O sector primário da agricultura e das pescas está de rastos. Os campos estão abandonados e improdutivos, e a frota pesqueira desmantelada. Vamos ter que voltar a olhar para este sector, se quisermos reduzir a nossa dependência externa e alimentar as pessoas.
Muitas das empresas produtoras de bens transaccionáveis fecharam ou foram deslocalizadas. No curto prazo e numa economia aberta e global, não se vislumbra a forma de enfrentar a concorrência da China e de outros países com custos de produção mais reduzidos.
A construção civil, muito suportada pelas Obras Públicas, é um sector gerador de emprego. Mas, numa primeira fase, acaba por pesar no agravamento do déficit e não vai produzir riqueza no futuro.
"Reduzir o nosso consumo público e privado para níveis que sejam consistentes com os nossos níveis de produção de riqueza", como diz Teixeira dos Santos, exigirá a aplicação duma receita muito violenta! Vistas bem as coisas, existem dois caminhos para Portugal, que se resumem a um dilema: ou a diluição na Europa e a sujeição às suas leis, com a sequente perda progressiva de independência; ou o caminho da bancarrota e da pobreza.

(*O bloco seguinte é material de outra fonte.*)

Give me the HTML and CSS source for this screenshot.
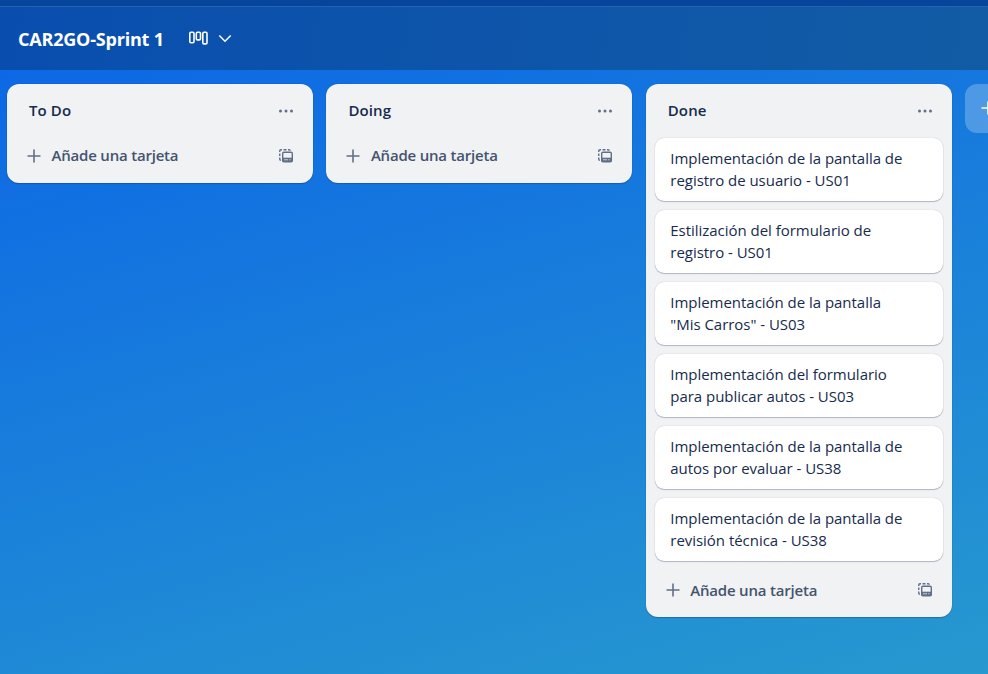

A perda de independência traduzir-se-á na redução do peso do estado e da Administração Pública, na aceitação das regras comunitárias para a política de reformas da saúde, da educação e da legislação laboral. Obrigará a uma mudança de regras na justiça, e a uma eficaz penalização da corrupção. As forças armadas, na sua concepção e no seu papel de garantir a independência do país, deixarão de ter sentido e desaparecerão. Na prática, Portugal passará a ter o estatuto de região com alguma autonomia, com uma língua própria, mas sem expressão significativa na cena internacional. Será inevitável uma revisão da Constituição, e muitos verão nisso uma humilhação nacional.
Neste caso, a nossa sorte andará ligada à sorte da Europa, ela própria incerta. Mas a alternativa é a pobreza, se não for antes o caos. Por ser tão má, será que tal hipótese é uma alternativa?